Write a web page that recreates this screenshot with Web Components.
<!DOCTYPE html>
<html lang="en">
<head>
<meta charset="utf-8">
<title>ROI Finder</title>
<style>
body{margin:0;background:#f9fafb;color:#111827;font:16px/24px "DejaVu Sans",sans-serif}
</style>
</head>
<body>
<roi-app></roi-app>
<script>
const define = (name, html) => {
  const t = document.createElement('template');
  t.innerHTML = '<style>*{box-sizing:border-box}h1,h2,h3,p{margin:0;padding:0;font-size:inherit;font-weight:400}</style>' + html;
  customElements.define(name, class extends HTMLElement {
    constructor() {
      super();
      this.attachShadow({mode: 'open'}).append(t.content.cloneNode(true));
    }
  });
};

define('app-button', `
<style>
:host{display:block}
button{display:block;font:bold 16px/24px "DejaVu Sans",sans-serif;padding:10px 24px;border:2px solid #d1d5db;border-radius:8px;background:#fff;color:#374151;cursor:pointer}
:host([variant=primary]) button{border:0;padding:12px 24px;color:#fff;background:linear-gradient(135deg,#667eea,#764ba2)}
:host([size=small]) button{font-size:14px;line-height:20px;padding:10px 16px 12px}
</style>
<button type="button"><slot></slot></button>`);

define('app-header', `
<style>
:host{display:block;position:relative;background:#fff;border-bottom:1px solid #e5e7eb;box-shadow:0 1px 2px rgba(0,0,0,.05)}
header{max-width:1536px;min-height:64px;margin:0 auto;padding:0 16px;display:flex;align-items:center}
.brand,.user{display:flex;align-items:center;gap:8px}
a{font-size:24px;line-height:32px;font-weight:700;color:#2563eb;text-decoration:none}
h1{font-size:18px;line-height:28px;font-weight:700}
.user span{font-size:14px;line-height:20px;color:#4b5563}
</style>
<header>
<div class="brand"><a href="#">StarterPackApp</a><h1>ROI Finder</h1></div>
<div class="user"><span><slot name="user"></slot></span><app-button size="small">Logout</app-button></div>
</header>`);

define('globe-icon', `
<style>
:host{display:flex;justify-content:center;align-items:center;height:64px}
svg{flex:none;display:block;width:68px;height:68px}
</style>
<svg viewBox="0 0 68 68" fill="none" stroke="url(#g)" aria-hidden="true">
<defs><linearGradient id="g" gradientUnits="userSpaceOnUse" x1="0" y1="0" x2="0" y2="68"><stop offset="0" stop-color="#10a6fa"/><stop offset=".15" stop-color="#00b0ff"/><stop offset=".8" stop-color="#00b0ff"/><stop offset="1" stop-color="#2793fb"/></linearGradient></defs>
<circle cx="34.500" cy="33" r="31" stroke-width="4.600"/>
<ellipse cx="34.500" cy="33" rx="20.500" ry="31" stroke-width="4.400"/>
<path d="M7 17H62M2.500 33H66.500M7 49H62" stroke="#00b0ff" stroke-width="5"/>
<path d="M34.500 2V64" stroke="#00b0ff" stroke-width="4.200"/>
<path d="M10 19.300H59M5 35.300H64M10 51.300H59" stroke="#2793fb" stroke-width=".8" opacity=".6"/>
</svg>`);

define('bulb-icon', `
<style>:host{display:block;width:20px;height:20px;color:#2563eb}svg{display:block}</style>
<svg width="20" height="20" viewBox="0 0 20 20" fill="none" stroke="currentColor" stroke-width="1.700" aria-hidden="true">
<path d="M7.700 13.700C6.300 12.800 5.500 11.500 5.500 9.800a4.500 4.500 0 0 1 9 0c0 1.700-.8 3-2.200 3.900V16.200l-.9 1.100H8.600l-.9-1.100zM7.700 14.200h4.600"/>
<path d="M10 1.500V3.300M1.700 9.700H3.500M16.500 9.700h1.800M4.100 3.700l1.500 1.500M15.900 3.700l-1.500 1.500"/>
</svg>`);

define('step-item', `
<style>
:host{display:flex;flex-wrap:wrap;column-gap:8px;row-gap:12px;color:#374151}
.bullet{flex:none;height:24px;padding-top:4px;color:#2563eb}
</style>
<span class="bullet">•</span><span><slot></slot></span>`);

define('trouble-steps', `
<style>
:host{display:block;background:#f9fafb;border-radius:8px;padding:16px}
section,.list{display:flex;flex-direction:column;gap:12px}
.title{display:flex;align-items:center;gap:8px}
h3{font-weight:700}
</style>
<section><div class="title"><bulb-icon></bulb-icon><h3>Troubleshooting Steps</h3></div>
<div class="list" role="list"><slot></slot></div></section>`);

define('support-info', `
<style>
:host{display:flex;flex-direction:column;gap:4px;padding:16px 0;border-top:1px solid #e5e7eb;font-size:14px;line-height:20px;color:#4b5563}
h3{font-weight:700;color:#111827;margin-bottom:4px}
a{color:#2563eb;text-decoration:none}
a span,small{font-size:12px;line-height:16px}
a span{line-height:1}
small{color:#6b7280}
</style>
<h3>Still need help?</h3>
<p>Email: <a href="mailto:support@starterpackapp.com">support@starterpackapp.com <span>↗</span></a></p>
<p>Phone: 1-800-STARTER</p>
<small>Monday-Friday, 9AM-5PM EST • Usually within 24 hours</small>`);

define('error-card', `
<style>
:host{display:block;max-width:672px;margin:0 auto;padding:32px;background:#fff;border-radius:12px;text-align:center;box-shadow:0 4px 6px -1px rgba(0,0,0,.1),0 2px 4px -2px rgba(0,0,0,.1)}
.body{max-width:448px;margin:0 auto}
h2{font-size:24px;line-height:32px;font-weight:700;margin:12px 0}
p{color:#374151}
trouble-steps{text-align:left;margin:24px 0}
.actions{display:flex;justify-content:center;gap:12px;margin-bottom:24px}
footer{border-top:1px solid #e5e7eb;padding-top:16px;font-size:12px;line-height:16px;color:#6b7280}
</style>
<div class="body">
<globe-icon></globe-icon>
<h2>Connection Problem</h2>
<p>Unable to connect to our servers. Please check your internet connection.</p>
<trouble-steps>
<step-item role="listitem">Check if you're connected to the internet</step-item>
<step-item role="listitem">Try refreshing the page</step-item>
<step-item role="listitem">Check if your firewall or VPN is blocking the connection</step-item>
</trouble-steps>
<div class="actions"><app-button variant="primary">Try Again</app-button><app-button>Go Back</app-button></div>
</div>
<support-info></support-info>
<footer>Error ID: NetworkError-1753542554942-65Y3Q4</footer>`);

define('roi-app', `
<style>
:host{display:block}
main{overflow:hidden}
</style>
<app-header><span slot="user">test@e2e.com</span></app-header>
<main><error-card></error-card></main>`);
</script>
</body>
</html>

--- --- ---

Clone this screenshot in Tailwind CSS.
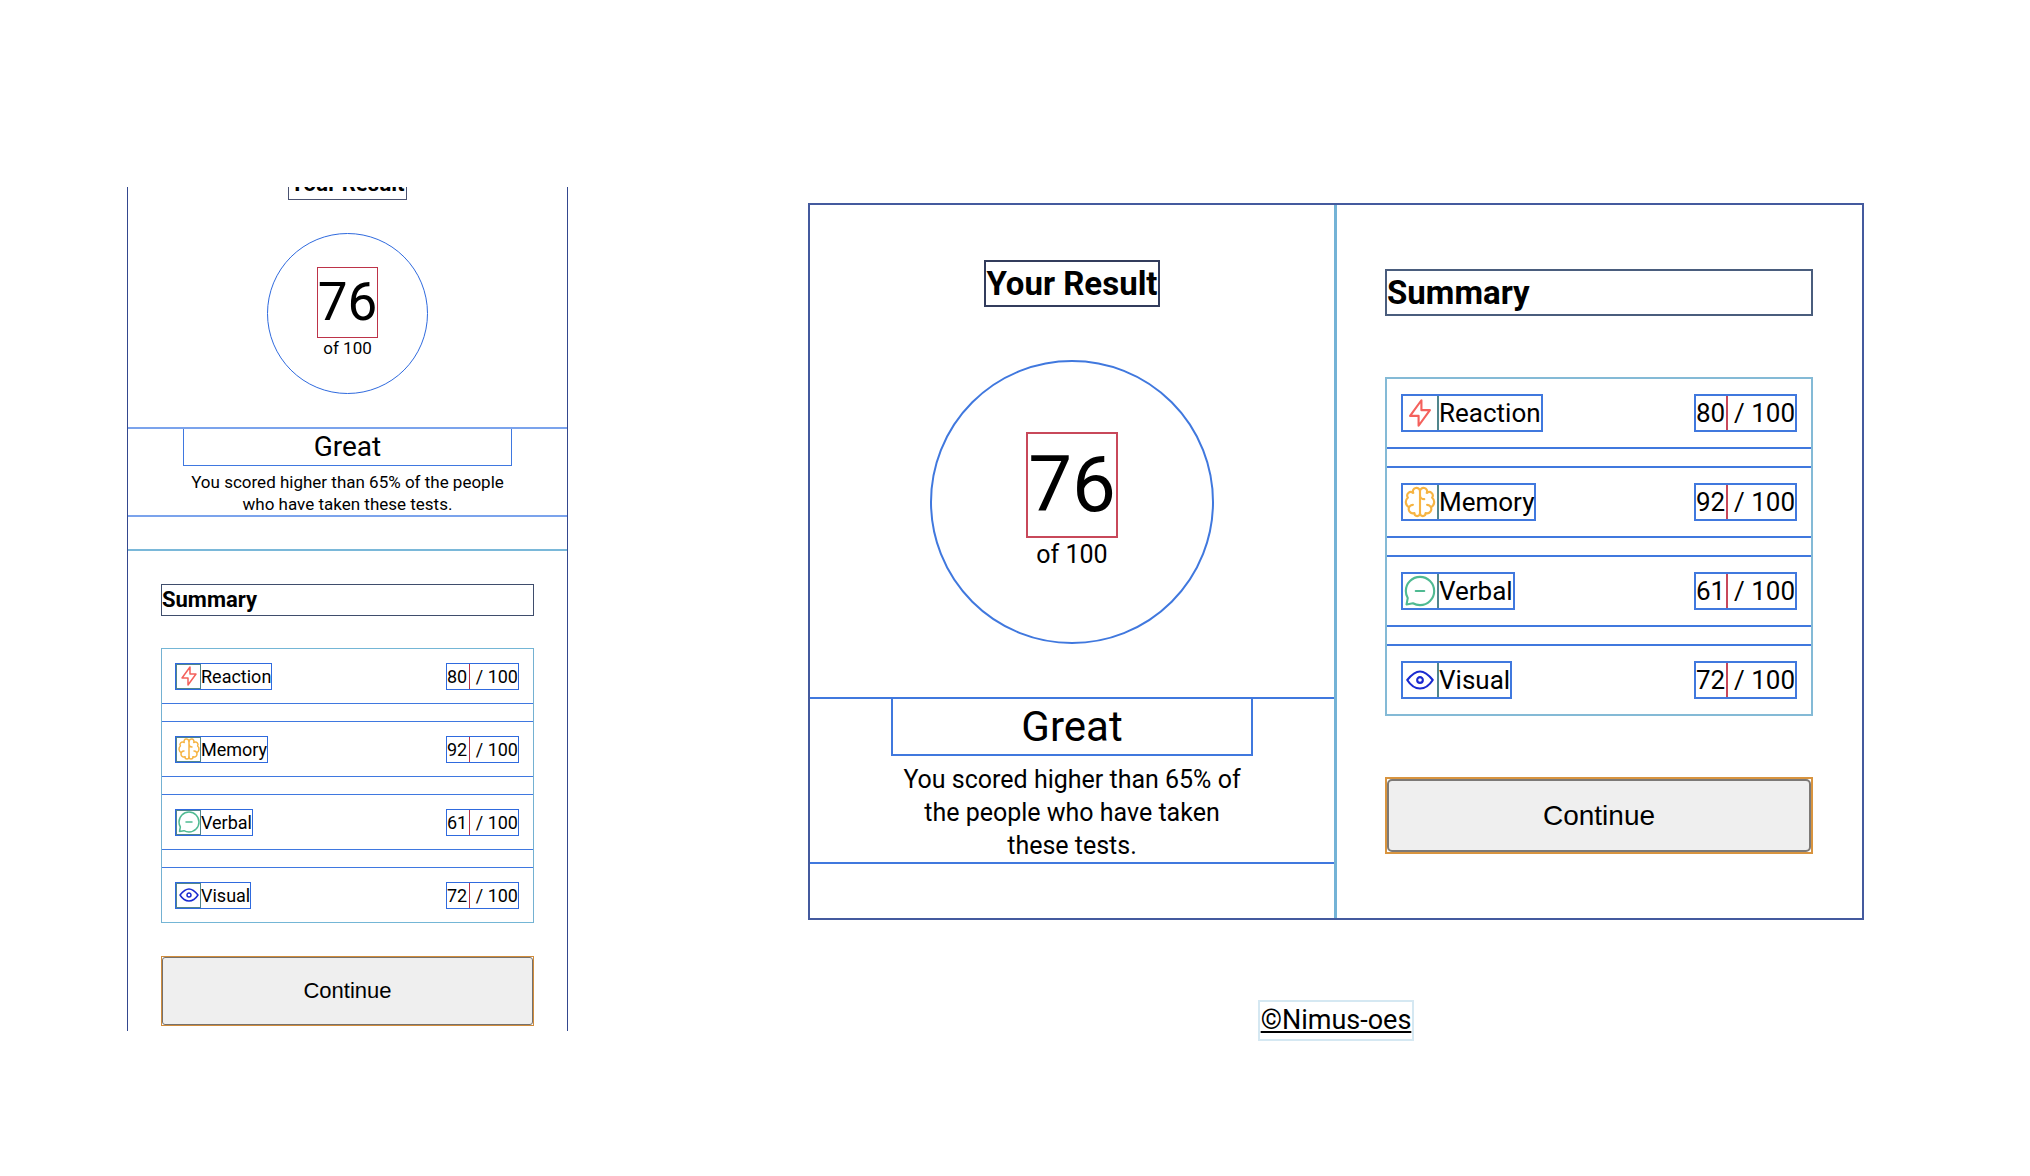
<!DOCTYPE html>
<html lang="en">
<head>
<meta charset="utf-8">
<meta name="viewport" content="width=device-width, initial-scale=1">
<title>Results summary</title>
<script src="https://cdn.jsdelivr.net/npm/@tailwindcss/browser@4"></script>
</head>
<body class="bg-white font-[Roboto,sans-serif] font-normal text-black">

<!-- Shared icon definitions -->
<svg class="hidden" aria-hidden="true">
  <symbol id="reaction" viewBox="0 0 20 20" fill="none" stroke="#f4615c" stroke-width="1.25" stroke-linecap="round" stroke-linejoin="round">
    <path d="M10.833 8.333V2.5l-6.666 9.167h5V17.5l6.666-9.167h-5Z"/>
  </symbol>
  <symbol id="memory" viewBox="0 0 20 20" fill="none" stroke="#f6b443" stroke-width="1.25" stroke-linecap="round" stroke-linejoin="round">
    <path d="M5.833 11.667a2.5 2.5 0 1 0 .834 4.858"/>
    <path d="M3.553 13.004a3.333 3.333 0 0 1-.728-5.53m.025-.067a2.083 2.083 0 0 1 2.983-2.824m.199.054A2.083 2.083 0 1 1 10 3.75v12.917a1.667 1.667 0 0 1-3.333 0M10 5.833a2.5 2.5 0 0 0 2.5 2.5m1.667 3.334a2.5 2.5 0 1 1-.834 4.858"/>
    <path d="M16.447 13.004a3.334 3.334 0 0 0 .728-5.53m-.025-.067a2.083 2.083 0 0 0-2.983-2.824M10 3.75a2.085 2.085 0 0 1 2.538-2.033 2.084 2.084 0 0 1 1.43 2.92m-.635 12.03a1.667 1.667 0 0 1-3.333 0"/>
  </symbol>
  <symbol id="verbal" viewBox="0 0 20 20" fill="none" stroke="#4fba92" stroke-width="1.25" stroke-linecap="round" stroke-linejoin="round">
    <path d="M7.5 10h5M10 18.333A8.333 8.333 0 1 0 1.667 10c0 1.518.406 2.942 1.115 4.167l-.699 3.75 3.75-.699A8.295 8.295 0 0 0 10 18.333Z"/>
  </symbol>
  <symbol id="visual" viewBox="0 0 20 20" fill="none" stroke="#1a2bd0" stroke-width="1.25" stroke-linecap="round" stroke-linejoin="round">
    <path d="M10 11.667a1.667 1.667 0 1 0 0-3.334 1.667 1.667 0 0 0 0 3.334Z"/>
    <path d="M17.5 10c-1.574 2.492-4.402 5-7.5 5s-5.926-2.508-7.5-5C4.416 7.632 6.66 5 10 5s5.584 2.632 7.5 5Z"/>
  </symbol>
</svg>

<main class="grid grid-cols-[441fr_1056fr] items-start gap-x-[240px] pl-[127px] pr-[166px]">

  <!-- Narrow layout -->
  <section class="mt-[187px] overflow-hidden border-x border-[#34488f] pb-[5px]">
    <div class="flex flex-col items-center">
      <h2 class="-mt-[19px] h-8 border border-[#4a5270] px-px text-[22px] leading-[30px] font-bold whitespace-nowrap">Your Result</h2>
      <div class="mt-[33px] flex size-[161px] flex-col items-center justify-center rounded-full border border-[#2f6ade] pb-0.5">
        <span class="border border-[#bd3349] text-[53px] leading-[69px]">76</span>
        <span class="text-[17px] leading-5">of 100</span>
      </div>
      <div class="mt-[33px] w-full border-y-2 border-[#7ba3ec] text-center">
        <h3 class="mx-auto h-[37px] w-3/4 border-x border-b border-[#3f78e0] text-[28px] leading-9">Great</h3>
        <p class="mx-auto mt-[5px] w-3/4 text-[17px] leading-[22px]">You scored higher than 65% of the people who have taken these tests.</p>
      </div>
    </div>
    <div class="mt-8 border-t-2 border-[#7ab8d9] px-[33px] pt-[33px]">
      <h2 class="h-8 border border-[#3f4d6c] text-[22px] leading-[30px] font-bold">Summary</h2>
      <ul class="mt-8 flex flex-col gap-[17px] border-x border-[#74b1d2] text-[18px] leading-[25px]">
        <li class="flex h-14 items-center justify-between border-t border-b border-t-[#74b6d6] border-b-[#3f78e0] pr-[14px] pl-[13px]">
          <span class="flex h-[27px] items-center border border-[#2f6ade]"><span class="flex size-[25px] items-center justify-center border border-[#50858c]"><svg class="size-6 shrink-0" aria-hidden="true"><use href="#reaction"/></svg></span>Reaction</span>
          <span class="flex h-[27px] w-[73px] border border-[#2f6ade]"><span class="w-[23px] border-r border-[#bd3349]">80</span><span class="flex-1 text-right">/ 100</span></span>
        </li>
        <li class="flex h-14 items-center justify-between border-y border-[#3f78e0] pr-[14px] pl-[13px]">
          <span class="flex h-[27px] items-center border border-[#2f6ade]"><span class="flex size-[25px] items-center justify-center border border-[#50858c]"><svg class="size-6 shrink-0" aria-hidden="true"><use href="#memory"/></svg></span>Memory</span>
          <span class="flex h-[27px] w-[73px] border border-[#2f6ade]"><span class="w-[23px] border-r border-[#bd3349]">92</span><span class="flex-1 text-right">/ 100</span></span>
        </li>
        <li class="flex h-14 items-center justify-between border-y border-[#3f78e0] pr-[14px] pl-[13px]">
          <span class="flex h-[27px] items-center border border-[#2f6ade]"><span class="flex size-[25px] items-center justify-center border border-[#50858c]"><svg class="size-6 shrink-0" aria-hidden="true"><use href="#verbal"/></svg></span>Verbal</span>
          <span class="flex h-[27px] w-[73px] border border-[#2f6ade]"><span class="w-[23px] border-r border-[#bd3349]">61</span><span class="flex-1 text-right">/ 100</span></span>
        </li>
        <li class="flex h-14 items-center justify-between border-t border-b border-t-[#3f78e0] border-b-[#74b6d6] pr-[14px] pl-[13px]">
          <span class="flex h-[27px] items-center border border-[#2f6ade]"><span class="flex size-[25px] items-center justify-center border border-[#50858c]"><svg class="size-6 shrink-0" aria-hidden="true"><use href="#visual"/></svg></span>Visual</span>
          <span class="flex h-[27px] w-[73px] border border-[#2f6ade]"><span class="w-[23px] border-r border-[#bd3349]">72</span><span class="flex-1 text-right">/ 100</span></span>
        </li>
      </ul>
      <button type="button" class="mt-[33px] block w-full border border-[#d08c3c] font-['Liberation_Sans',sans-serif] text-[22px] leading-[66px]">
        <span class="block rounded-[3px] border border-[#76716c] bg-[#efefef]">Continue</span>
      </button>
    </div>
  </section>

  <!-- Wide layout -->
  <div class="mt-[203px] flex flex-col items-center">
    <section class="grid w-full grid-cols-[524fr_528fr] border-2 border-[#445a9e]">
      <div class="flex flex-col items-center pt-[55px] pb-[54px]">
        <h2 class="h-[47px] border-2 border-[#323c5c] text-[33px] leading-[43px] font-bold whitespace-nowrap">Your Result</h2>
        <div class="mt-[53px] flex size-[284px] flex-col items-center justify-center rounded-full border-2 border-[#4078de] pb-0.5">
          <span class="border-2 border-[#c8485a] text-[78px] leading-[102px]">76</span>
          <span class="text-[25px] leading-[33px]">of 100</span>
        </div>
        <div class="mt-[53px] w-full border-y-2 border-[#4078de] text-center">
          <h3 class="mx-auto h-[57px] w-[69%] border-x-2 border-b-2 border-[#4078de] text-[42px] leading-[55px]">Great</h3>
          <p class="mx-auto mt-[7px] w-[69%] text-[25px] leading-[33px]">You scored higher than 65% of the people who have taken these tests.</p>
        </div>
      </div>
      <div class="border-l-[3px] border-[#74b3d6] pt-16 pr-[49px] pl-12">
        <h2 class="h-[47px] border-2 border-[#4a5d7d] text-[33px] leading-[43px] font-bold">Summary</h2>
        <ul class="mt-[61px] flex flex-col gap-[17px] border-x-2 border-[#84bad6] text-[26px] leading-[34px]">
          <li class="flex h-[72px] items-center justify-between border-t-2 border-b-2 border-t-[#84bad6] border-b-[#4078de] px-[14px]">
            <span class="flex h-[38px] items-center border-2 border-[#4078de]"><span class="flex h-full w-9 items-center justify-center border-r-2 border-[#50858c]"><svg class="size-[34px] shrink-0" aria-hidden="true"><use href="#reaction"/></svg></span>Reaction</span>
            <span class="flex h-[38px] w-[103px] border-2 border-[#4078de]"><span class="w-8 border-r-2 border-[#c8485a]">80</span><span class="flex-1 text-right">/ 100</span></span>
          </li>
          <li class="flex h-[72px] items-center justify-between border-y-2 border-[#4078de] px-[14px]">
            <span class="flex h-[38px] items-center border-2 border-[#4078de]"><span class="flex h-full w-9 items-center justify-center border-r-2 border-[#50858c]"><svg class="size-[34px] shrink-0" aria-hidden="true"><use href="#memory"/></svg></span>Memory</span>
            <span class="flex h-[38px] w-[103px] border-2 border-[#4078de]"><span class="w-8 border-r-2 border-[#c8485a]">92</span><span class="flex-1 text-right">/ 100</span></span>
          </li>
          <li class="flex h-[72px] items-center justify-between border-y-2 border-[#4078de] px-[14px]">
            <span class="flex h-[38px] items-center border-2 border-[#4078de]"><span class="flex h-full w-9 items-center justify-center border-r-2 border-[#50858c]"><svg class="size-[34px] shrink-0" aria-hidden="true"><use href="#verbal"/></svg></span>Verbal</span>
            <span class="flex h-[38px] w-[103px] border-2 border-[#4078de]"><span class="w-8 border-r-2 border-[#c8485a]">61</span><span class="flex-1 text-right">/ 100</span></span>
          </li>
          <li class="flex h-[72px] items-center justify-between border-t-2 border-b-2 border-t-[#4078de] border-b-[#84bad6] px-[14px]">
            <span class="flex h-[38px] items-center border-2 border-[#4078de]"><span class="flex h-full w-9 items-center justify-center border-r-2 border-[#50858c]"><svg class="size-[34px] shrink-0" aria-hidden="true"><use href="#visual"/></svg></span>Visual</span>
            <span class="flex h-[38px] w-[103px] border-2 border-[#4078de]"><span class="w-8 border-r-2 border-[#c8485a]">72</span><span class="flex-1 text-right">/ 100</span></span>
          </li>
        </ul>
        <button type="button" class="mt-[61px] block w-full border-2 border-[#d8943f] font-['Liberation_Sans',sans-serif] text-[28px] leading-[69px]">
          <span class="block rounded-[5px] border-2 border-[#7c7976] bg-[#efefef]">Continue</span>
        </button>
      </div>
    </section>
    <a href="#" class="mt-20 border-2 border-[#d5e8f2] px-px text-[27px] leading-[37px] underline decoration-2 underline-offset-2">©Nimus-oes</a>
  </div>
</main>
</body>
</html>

--- --- ---

▶ **TASK REQUIREMENTS**: Looking at the data above, show all lines where the word "this" occurs.

▶ **COMPLETED EXERCISE**:
Write a web page that recreates this screenshot with Web Components.
      this.attachShadow({mode: 'open'}).append(t.content.cloneNode(true));
Clone this screenshot in Tailwind CSS.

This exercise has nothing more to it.